### PROBLEM REQUIREMENTS
Search the records for the word "React" and report each line that has it.

=== SOURCE RECORDS ===

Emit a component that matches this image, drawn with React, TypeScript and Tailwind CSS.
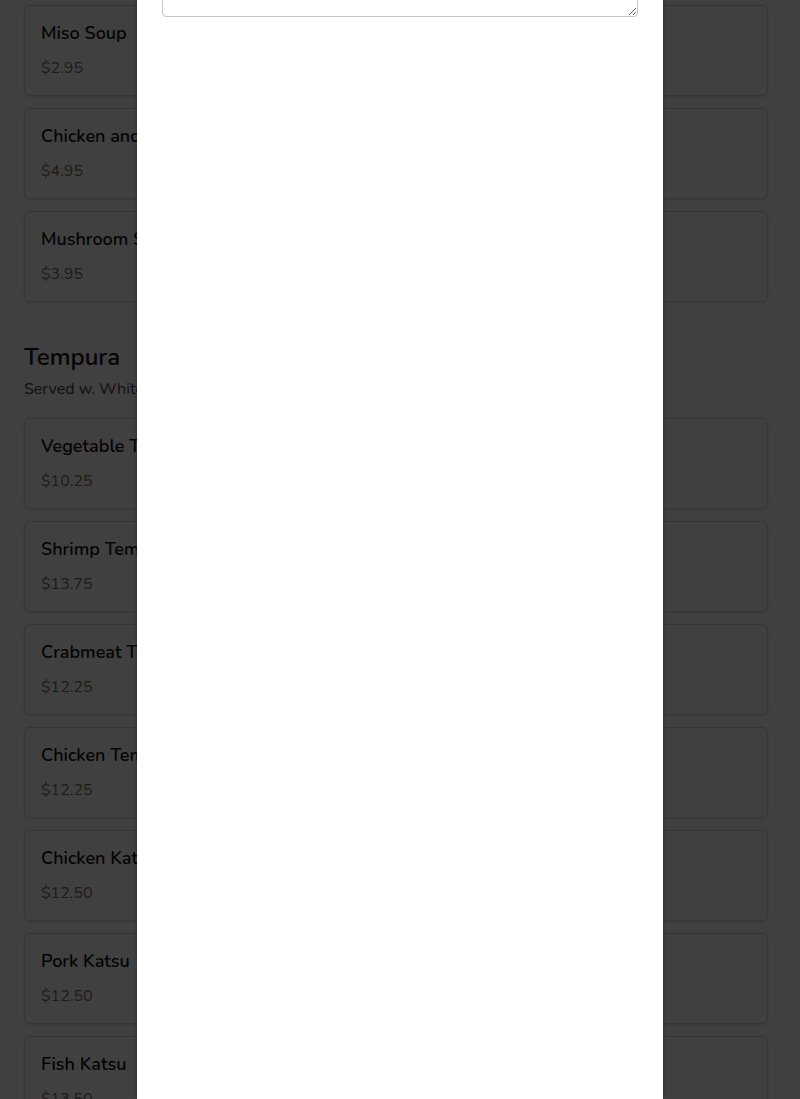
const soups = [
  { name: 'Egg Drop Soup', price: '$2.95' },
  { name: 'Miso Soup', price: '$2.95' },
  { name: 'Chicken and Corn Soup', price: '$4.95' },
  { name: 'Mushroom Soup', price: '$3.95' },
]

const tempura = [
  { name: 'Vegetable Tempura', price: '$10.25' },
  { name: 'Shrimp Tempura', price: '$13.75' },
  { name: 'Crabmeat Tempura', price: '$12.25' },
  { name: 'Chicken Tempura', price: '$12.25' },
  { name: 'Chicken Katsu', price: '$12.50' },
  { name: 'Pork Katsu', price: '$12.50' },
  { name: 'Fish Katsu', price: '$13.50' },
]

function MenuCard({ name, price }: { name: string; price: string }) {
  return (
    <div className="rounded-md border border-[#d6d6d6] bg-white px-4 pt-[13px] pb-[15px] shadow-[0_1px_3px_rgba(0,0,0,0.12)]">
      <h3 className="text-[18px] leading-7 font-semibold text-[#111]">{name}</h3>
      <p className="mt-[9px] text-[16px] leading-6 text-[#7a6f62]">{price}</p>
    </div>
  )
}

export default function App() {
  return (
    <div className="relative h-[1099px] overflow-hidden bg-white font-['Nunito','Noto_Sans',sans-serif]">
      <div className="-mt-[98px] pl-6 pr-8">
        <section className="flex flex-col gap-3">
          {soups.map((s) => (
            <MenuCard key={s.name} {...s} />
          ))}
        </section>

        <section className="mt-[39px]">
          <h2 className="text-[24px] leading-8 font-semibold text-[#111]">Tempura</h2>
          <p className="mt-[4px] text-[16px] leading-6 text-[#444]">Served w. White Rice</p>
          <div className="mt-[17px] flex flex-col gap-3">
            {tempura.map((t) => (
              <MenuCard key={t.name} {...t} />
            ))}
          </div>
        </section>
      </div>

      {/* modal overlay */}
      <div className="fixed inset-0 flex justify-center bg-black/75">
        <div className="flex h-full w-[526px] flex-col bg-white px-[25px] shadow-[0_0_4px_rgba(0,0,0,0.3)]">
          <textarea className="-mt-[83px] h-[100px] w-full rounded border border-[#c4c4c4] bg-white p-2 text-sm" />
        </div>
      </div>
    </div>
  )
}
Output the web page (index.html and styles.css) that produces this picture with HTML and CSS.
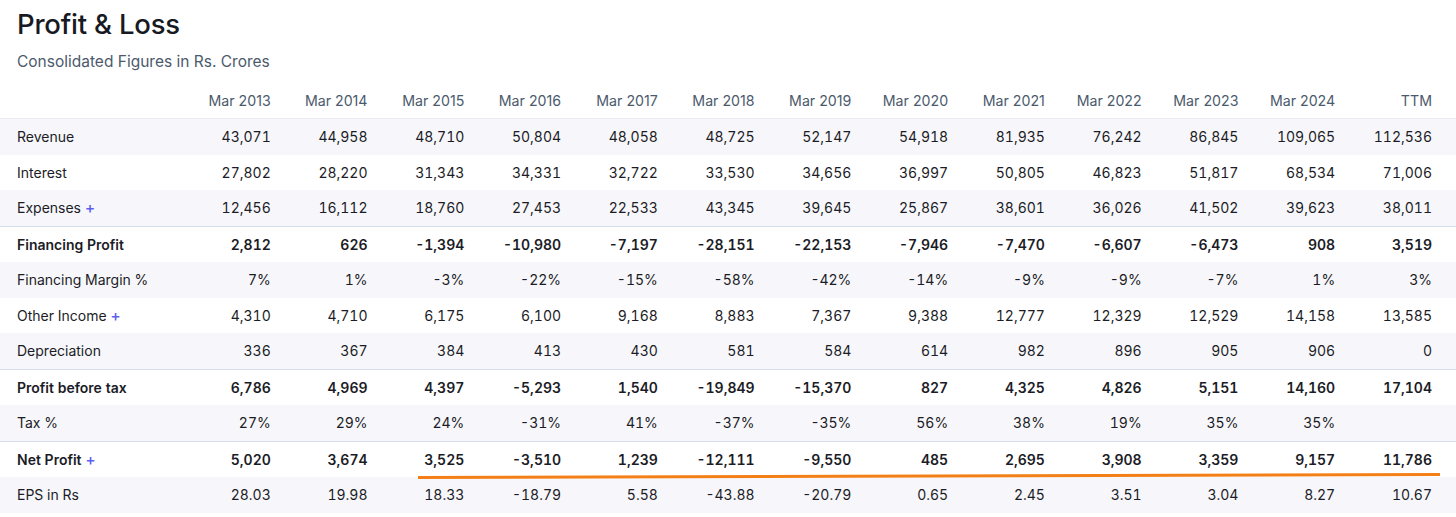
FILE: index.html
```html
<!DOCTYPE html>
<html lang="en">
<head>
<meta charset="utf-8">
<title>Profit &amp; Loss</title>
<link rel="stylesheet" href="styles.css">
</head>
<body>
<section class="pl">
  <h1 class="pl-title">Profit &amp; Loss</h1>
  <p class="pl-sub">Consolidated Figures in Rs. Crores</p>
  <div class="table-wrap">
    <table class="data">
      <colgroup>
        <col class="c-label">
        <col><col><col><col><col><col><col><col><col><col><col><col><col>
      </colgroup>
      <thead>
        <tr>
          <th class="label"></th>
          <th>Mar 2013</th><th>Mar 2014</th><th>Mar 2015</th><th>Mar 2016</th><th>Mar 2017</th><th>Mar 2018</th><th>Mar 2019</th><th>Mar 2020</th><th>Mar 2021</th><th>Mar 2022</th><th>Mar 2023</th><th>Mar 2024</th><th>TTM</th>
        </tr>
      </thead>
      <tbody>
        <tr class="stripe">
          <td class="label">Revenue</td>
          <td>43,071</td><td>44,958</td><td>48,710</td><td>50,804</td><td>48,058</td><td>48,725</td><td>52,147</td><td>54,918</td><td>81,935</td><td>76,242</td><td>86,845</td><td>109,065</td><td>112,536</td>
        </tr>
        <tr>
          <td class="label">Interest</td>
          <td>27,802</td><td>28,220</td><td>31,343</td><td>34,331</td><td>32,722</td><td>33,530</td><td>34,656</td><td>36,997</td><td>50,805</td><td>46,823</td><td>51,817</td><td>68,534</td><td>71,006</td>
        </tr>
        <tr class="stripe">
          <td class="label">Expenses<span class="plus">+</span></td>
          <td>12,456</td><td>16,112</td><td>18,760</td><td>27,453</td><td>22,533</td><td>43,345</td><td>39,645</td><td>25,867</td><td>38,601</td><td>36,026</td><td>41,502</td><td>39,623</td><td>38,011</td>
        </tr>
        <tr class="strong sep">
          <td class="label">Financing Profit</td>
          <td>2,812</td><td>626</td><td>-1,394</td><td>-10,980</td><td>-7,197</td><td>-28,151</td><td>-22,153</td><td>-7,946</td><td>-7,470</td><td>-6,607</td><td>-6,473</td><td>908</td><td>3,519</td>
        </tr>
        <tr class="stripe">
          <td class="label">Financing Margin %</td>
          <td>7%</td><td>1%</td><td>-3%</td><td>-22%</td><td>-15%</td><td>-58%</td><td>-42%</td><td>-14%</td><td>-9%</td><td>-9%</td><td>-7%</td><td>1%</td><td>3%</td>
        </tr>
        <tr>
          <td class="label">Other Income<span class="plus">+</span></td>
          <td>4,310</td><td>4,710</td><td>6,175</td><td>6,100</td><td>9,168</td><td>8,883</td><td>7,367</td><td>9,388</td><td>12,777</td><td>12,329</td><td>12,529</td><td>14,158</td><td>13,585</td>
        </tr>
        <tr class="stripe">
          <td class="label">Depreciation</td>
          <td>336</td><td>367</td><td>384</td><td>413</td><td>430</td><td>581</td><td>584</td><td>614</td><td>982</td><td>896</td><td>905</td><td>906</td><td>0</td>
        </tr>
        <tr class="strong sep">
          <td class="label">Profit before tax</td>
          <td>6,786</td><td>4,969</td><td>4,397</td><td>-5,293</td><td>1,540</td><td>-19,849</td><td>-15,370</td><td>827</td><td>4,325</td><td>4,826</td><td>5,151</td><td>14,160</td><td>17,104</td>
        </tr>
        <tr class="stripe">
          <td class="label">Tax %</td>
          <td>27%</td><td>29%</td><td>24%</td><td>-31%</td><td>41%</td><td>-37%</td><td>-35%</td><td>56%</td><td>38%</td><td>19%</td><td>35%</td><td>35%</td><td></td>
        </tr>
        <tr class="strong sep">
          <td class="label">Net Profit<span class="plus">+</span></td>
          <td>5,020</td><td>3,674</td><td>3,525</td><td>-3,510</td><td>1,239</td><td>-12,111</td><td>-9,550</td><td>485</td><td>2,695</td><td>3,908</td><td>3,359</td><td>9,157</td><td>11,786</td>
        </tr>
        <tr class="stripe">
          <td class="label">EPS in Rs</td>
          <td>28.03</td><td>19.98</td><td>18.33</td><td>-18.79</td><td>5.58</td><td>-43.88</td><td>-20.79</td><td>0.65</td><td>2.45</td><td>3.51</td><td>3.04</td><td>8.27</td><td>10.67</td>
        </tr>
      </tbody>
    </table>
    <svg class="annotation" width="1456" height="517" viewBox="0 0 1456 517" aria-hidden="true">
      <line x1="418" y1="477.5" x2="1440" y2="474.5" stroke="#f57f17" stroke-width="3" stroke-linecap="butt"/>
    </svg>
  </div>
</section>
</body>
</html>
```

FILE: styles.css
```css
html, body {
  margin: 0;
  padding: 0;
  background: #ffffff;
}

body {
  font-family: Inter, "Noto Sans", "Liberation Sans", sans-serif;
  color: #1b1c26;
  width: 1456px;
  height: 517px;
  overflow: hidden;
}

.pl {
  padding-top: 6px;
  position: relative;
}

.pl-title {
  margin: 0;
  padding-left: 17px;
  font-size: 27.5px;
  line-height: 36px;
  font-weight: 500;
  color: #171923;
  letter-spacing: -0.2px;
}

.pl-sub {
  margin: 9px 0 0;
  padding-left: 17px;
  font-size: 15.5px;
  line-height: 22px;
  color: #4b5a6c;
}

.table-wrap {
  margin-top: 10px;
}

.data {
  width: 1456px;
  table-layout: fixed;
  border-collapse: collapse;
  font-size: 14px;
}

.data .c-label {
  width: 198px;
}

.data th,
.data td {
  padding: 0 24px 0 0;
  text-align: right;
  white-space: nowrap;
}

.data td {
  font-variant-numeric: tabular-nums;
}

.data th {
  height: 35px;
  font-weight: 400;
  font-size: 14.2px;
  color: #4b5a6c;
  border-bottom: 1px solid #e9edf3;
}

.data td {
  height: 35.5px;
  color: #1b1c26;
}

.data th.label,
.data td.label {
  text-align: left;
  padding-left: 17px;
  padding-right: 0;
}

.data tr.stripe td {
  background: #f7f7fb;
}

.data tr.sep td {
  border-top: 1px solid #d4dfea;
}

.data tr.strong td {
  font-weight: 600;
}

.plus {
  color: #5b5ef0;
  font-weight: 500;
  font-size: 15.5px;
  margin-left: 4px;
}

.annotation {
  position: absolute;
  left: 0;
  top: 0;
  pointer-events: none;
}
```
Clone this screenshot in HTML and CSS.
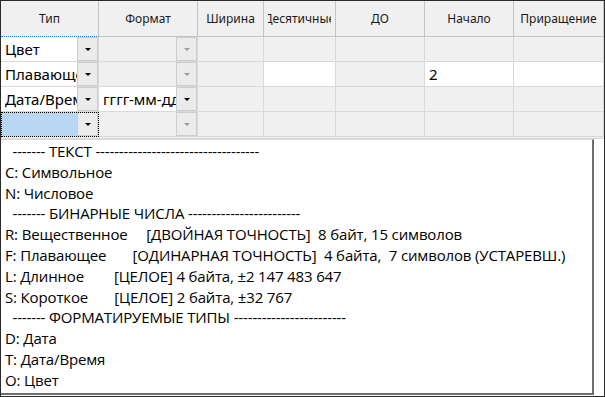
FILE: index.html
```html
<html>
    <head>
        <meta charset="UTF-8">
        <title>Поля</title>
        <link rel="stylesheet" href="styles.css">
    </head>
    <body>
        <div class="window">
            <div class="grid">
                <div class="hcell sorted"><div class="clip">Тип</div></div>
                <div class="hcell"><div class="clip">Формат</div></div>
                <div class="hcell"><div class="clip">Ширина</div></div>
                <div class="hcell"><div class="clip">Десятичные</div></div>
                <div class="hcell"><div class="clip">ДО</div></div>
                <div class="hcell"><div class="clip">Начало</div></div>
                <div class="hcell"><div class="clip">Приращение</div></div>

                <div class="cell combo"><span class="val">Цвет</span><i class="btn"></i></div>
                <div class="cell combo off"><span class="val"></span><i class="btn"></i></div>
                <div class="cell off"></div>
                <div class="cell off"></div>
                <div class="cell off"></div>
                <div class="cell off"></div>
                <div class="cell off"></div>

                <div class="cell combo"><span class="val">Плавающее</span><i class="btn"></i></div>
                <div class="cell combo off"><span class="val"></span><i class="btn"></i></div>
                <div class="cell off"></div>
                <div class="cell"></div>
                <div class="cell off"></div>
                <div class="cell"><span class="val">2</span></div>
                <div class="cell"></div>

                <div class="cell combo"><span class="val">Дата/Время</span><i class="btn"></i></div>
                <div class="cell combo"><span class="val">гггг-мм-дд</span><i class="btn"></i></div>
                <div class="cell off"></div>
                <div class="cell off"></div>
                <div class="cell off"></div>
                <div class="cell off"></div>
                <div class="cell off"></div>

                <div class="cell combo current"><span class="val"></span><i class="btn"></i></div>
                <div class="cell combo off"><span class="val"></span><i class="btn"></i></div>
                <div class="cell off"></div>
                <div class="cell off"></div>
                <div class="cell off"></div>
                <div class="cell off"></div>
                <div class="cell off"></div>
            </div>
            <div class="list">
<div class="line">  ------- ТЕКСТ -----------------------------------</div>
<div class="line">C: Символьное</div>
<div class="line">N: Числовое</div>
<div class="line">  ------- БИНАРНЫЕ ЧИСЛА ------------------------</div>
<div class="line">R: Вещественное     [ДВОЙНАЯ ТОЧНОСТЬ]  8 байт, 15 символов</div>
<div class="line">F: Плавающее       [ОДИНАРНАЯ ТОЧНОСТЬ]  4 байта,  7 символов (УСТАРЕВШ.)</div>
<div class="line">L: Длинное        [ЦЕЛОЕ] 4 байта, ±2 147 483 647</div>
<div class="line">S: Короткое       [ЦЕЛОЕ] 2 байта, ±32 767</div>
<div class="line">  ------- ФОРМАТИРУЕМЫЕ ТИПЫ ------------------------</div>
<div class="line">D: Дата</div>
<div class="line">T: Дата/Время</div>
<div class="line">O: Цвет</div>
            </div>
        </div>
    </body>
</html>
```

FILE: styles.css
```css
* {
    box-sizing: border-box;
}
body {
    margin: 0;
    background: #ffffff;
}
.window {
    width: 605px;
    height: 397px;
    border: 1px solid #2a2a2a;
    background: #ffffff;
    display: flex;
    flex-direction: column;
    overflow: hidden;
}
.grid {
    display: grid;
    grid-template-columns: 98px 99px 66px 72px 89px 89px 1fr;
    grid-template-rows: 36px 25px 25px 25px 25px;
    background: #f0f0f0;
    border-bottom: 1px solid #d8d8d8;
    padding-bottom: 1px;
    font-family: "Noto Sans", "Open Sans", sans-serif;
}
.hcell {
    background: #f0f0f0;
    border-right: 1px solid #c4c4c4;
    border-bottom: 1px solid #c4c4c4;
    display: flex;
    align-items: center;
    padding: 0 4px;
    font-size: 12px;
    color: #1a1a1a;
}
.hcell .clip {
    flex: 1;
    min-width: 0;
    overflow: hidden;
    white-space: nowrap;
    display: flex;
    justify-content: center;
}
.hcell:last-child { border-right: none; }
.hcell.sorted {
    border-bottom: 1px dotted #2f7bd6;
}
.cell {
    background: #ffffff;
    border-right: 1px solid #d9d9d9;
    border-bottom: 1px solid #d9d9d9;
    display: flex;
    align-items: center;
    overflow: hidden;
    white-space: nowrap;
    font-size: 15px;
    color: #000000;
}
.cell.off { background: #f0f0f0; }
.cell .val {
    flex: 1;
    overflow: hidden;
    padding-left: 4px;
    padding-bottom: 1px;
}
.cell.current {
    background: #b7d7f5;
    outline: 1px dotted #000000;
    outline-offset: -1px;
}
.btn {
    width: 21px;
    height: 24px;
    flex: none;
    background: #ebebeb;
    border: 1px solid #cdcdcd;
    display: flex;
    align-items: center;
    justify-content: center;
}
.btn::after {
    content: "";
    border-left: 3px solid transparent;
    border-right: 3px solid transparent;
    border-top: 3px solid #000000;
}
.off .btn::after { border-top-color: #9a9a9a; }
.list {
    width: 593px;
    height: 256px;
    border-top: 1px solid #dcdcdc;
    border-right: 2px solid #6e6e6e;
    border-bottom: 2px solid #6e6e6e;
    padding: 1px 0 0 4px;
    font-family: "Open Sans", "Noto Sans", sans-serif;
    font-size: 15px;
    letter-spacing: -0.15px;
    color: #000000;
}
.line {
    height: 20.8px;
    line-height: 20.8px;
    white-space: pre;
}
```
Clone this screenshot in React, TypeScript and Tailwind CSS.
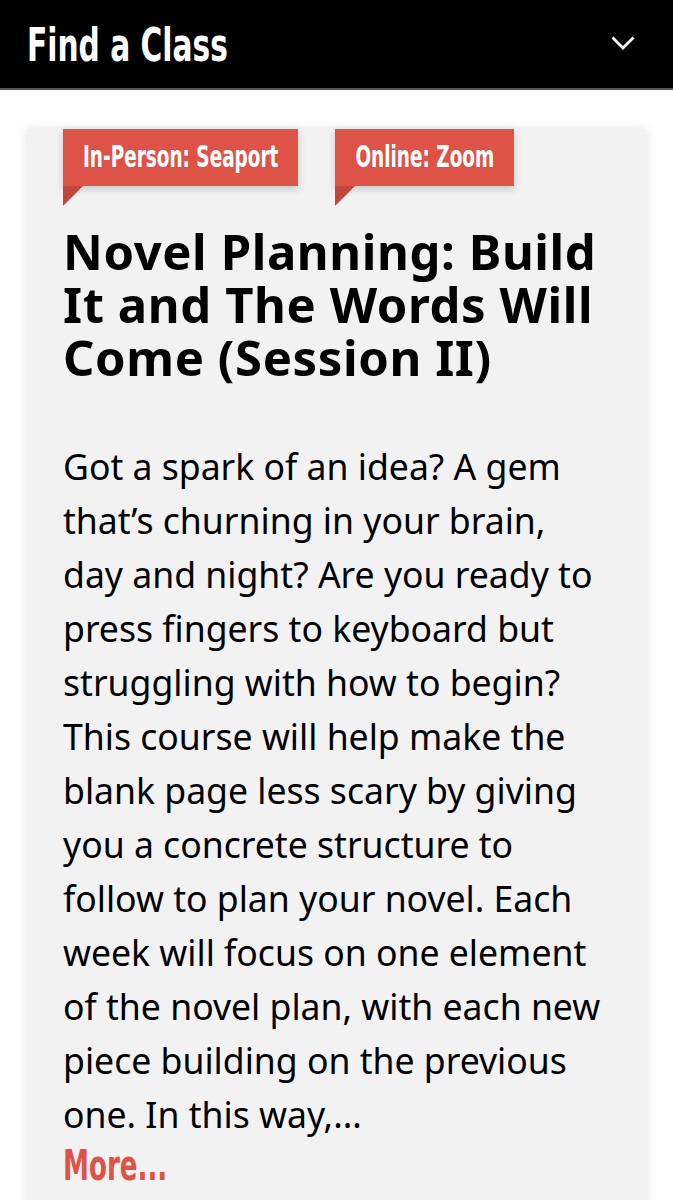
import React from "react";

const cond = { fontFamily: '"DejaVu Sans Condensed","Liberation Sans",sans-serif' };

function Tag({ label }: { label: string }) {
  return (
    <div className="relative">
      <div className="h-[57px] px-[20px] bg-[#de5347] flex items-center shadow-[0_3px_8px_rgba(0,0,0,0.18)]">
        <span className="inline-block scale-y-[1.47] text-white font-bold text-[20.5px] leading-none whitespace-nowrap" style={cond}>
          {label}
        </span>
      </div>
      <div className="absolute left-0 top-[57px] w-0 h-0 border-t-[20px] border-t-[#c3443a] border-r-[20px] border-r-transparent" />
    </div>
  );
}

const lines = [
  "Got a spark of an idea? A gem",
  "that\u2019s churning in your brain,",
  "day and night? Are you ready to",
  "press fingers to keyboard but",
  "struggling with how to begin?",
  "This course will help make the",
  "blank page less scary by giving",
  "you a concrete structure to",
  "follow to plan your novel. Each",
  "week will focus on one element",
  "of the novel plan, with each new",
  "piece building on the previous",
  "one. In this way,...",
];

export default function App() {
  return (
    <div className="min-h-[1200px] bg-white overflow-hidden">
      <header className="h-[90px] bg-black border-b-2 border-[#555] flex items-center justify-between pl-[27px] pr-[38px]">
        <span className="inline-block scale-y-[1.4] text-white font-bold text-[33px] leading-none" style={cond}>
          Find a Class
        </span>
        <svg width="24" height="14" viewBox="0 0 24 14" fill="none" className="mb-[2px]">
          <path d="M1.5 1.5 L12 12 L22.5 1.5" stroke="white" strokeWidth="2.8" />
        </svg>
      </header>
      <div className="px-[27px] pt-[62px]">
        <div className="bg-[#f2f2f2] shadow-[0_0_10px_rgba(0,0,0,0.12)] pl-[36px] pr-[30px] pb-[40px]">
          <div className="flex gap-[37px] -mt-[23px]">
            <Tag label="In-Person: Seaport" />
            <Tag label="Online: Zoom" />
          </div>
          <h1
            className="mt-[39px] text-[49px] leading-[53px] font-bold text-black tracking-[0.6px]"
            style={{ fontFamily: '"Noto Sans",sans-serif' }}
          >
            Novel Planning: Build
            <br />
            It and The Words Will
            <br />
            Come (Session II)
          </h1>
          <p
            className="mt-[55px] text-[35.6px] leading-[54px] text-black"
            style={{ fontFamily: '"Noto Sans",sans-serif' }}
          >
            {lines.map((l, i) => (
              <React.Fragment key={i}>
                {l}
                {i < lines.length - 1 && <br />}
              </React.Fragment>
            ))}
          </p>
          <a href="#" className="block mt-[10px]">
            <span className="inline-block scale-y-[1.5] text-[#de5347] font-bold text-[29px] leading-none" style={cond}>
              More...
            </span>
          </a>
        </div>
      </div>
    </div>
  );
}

===

### SOLVED EXERCISE
Emit a component that matches this image, drawn with React, TypeScript and Tailwind CSS.
Clone this screenshot in React, TypeScript and Tailwind CSS.
import React from "react";
              <React.Fragment key={i}>
              </React.Fragment>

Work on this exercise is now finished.